* Aim of the task *
Which lines include the word "components"? Copy each of them.

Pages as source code
>> START
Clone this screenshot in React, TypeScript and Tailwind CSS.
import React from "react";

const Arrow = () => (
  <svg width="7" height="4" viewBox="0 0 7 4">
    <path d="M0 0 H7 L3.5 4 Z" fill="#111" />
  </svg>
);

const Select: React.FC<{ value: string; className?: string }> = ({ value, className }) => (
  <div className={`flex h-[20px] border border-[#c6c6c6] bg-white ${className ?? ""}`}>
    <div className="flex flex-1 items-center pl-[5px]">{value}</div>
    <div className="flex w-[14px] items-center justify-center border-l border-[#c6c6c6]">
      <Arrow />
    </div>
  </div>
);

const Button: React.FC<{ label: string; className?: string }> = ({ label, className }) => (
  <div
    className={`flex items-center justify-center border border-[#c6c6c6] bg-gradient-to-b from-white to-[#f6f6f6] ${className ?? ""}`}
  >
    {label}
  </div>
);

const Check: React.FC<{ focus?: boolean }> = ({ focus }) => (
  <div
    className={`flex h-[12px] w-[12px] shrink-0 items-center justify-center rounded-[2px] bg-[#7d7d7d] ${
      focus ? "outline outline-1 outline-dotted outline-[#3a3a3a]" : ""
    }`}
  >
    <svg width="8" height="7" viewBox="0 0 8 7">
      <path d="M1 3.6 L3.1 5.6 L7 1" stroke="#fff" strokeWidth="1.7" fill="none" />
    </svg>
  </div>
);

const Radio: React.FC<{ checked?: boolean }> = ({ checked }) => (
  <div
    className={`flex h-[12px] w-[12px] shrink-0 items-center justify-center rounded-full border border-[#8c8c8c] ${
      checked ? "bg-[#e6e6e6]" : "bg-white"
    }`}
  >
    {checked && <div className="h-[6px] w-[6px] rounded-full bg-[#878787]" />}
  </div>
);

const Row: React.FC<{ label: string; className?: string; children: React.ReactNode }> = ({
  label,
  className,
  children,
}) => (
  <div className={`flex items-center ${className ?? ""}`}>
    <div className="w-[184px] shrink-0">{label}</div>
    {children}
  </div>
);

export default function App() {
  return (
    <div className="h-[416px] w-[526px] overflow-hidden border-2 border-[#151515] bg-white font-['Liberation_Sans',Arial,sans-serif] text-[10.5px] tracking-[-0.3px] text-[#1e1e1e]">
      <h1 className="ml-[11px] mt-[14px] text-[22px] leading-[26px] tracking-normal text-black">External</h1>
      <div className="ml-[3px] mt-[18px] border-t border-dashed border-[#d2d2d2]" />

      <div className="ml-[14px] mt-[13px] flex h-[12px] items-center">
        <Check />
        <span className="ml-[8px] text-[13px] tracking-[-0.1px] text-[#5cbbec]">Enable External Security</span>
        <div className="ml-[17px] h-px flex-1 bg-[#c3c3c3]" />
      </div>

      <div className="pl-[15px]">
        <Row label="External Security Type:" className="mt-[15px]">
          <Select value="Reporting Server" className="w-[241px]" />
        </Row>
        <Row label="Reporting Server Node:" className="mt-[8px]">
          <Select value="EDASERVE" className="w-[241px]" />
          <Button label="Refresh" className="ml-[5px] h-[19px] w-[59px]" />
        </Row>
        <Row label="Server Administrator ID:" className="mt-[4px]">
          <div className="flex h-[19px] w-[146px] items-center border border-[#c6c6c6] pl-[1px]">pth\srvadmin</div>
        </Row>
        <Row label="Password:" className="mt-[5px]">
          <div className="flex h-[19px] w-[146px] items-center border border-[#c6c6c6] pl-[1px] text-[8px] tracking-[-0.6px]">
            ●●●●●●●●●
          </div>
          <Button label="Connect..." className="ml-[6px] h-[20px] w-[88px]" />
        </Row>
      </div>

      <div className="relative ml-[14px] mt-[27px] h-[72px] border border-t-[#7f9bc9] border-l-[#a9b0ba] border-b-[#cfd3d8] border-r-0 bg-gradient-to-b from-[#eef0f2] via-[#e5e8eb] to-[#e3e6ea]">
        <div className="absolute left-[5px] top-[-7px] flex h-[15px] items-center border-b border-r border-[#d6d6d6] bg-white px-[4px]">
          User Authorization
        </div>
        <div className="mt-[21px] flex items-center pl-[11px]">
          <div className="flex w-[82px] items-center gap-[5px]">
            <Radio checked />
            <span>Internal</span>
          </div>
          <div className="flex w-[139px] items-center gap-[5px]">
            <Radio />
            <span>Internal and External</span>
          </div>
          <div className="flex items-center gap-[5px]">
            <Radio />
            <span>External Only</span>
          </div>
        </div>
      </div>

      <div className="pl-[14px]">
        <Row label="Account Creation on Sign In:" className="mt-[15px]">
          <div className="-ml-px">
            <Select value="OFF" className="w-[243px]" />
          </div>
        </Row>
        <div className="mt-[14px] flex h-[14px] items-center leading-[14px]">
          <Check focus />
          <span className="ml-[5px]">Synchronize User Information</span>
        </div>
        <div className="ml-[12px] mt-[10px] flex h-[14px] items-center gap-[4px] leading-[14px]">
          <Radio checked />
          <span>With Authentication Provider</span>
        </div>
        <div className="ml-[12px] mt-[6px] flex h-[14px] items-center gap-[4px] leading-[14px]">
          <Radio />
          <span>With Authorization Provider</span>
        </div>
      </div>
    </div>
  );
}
>> END
>> START
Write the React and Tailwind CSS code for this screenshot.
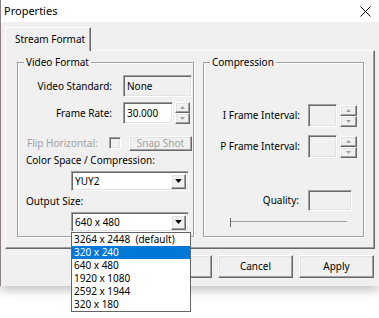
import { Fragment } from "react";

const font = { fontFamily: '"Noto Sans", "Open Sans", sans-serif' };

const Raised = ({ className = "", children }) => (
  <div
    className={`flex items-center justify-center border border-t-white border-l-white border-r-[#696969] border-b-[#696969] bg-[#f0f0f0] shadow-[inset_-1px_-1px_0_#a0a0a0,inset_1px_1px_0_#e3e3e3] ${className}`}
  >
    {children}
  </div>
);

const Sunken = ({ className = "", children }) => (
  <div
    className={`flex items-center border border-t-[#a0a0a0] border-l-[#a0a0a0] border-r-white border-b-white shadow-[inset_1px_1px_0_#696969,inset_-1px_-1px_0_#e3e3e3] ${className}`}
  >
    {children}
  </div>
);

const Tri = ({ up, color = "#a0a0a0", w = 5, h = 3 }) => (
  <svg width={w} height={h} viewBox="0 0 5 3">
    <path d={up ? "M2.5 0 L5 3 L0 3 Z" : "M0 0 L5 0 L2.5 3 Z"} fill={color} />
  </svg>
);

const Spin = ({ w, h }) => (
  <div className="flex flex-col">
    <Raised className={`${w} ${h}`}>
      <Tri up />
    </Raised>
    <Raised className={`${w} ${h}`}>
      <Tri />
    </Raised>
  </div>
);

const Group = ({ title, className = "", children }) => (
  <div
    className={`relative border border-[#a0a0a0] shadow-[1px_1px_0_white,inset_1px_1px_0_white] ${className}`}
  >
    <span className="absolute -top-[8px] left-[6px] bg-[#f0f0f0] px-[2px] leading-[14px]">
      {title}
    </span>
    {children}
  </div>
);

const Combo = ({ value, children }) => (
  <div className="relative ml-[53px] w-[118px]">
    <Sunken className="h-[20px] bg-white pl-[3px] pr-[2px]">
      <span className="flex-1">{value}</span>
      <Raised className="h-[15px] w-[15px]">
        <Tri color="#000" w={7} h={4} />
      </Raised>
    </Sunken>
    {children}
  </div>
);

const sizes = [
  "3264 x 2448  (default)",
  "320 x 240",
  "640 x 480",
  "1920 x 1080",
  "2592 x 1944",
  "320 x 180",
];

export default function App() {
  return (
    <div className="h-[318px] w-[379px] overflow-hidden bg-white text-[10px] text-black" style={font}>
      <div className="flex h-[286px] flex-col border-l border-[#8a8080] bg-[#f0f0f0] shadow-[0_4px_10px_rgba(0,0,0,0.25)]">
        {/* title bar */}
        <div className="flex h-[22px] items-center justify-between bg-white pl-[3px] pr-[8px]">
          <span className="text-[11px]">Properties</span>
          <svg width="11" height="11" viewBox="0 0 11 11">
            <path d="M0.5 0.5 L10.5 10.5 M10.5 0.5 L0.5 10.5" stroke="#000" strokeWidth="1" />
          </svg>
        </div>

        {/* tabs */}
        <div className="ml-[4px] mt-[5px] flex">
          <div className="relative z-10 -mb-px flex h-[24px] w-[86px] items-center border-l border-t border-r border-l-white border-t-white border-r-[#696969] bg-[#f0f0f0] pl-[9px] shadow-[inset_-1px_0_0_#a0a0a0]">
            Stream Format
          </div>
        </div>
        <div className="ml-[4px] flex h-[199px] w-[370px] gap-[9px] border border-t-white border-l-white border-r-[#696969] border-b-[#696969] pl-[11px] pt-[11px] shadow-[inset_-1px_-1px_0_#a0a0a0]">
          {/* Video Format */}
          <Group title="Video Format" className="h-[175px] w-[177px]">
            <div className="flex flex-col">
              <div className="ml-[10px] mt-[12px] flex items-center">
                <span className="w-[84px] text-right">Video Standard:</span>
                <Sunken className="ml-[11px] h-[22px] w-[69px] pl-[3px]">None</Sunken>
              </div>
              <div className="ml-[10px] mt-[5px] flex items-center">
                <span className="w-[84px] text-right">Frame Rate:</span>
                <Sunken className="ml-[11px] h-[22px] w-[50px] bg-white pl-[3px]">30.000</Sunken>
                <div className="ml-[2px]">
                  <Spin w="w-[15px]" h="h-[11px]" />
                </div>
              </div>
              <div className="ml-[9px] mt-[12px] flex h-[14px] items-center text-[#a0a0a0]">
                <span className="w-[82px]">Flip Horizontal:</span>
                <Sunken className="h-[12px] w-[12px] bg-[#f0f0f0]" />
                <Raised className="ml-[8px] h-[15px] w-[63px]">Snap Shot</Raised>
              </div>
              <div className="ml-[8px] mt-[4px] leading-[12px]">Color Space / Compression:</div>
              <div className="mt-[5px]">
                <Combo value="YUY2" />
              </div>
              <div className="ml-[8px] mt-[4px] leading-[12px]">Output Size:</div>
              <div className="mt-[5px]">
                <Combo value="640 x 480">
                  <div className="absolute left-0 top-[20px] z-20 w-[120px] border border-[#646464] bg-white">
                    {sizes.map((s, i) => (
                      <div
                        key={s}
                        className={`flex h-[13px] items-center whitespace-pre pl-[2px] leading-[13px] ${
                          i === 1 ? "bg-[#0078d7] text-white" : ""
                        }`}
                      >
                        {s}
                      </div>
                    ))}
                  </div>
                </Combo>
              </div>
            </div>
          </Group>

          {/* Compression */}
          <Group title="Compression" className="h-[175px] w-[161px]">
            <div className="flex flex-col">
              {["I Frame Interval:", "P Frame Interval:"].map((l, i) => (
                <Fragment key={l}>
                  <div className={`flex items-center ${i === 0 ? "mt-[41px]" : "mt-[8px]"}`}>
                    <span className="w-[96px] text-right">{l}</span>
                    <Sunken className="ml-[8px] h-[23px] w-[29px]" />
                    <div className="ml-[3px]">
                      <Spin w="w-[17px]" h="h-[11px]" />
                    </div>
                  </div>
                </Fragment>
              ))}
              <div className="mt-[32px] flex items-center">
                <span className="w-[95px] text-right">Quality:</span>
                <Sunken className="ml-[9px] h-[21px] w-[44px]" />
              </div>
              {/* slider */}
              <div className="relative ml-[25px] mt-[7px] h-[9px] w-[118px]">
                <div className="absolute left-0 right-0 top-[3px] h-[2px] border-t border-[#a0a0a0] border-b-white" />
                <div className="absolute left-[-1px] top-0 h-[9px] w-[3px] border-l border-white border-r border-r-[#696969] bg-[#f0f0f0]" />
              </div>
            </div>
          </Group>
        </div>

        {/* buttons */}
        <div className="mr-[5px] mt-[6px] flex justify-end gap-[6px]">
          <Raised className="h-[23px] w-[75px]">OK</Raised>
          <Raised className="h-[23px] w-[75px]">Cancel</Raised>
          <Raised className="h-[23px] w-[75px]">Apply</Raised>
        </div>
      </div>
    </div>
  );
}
>> END
>> START
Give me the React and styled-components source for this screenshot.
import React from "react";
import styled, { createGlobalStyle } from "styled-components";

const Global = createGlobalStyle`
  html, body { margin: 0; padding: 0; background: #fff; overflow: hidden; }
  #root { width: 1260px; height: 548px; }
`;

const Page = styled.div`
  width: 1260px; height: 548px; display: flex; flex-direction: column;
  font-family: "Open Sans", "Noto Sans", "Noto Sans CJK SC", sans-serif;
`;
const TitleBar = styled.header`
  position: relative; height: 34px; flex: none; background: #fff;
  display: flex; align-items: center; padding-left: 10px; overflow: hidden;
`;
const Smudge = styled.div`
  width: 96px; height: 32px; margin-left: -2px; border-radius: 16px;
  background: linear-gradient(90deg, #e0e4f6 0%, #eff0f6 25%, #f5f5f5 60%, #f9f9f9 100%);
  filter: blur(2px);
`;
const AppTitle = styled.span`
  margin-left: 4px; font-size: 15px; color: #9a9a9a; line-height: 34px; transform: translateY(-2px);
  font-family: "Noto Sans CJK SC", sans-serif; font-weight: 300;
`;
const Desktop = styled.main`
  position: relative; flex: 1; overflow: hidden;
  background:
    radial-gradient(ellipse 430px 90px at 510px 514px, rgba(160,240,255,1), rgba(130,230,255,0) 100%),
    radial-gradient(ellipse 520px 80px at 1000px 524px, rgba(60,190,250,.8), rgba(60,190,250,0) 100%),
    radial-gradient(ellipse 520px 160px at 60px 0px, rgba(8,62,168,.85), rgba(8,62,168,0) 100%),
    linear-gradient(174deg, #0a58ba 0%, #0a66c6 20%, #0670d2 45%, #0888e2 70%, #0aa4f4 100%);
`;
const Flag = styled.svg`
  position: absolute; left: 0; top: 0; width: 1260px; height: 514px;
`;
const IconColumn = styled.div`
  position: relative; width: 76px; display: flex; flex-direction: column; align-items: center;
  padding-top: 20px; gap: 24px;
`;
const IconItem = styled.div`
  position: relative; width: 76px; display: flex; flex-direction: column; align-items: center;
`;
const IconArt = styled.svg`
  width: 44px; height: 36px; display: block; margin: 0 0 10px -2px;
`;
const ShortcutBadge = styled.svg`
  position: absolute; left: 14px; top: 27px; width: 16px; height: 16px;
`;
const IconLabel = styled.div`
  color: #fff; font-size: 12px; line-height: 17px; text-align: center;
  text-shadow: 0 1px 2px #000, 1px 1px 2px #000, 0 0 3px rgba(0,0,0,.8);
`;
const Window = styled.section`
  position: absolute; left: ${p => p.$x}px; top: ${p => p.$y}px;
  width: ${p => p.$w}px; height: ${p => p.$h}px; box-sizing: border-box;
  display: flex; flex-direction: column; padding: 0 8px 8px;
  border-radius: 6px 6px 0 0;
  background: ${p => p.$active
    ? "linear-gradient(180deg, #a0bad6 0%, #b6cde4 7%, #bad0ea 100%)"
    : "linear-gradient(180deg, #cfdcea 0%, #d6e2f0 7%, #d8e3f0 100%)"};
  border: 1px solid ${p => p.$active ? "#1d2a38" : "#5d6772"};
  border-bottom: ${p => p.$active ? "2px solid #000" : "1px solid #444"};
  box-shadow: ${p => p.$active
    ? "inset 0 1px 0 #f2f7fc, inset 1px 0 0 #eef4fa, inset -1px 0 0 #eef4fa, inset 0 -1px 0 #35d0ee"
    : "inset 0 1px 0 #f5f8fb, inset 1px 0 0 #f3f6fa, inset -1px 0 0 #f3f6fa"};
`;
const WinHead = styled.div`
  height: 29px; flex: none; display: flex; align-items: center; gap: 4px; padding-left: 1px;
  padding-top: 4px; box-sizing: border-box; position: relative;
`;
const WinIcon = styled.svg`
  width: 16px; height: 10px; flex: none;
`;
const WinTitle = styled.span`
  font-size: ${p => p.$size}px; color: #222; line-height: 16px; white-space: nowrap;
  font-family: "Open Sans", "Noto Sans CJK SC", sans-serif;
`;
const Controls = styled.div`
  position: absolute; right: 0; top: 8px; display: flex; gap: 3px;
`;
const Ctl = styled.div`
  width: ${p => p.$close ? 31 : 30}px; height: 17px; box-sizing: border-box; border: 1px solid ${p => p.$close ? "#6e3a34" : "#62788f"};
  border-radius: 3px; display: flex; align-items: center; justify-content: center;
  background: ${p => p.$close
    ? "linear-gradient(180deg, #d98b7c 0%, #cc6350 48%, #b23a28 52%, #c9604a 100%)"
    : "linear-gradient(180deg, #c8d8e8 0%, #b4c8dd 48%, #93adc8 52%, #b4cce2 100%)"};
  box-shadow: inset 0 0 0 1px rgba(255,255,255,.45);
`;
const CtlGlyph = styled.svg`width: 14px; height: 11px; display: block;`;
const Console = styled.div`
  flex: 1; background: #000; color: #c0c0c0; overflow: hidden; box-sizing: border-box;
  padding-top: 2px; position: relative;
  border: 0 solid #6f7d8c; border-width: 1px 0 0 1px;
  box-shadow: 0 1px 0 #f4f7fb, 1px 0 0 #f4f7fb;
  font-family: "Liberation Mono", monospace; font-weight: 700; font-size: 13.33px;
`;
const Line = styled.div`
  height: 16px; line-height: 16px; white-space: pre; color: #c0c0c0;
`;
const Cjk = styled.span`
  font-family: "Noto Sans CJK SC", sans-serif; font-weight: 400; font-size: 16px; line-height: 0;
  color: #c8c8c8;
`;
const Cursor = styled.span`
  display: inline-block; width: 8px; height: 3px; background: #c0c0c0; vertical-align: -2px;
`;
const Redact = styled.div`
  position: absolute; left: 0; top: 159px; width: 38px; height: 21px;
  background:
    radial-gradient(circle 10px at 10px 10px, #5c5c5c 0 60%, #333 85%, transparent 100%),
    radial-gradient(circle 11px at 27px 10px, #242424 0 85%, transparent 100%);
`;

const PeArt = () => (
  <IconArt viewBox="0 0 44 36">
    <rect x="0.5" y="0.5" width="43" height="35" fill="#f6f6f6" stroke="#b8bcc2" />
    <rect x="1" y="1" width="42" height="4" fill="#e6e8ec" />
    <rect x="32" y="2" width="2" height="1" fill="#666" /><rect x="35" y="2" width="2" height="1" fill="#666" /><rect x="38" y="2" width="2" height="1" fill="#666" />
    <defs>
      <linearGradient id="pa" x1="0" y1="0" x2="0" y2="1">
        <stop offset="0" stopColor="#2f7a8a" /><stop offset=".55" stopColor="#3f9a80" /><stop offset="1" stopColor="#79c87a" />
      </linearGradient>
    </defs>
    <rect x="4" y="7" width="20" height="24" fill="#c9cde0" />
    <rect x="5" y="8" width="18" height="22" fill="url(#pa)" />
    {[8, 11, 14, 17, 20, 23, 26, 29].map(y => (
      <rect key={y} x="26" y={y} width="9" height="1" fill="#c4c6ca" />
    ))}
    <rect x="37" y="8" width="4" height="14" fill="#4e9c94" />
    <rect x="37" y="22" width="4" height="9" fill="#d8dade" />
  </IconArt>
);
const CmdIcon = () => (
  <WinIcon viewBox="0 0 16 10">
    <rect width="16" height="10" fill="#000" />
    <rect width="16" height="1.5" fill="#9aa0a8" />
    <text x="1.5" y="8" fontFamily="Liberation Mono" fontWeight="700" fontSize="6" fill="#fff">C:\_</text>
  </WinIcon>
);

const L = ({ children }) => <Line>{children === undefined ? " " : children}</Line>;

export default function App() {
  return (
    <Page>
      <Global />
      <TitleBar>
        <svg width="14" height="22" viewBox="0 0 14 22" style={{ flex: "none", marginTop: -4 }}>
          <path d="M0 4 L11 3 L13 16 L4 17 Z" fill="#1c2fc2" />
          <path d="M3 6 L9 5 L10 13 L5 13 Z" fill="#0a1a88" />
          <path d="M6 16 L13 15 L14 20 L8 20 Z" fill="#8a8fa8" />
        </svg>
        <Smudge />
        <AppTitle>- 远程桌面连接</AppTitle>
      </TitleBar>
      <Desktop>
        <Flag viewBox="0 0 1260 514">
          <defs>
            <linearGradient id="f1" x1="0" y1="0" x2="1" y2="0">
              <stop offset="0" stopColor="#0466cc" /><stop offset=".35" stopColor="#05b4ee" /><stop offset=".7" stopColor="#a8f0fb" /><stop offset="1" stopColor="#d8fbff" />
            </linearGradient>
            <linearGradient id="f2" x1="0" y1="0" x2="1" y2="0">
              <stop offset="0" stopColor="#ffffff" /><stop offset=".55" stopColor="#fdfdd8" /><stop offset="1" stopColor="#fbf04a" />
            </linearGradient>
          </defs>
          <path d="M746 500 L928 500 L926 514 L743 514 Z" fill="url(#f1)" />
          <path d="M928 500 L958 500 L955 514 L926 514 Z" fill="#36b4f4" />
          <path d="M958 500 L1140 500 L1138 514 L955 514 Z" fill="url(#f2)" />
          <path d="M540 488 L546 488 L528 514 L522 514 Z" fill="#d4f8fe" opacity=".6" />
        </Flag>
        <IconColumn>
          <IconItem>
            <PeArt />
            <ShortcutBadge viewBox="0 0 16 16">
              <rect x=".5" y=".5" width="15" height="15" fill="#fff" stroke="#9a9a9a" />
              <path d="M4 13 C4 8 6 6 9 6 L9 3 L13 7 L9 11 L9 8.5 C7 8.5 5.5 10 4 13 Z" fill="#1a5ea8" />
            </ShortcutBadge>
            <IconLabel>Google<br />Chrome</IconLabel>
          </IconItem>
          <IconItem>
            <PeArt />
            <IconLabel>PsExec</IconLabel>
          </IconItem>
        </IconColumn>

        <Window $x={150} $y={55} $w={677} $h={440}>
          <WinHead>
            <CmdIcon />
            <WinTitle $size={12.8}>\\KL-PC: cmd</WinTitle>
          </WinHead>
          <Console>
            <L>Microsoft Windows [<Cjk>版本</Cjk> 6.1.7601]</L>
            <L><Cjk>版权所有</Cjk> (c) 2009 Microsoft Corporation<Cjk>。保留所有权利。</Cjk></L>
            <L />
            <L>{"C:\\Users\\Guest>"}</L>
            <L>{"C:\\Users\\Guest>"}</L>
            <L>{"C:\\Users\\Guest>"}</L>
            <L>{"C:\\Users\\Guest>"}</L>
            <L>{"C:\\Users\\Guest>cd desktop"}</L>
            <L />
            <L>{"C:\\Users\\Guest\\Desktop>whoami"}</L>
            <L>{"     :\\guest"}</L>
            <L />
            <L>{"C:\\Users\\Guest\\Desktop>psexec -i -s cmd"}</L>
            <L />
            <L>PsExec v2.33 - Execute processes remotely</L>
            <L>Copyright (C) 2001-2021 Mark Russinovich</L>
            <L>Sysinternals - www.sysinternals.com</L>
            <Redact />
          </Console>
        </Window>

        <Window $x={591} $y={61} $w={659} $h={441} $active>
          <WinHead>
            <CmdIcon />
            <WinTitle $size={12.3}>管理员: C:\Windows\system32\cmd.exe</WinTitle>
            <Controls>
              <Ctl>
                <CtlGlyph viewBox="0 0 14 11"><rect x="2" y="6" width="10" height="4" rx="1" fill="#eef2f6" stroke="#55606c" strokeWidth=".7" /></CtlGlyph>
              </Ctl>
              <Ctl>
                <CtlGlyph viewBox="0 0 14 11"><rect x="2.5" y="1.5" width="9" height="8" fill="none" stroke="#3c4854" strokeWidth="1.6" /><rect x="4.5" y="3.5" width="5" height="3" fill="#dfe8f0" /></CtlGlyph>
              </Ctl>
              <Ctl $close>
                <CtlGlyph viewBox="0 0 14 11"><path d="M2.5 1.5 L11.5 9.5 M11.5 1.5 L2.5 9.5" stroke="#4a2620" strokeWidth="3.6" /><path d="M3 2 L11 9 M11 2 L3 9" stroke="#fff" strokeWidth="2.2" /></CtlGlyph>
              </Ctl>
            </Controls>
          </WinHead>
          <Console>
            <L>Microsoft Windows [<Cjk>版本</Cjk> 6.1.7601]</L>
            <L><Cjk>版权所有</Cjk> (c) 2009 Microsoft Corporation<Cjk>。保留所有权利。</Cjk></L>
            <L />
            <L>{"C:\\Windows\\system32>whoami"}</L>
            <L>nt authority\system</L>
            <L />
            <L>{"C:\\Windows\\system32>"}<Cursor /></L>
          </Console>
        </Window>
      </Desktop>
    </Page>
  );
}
>> END
* Task answer *
Give me the React and styled-components source for this screenshot.
import styled, { createGlobalStyle } from "styled-components";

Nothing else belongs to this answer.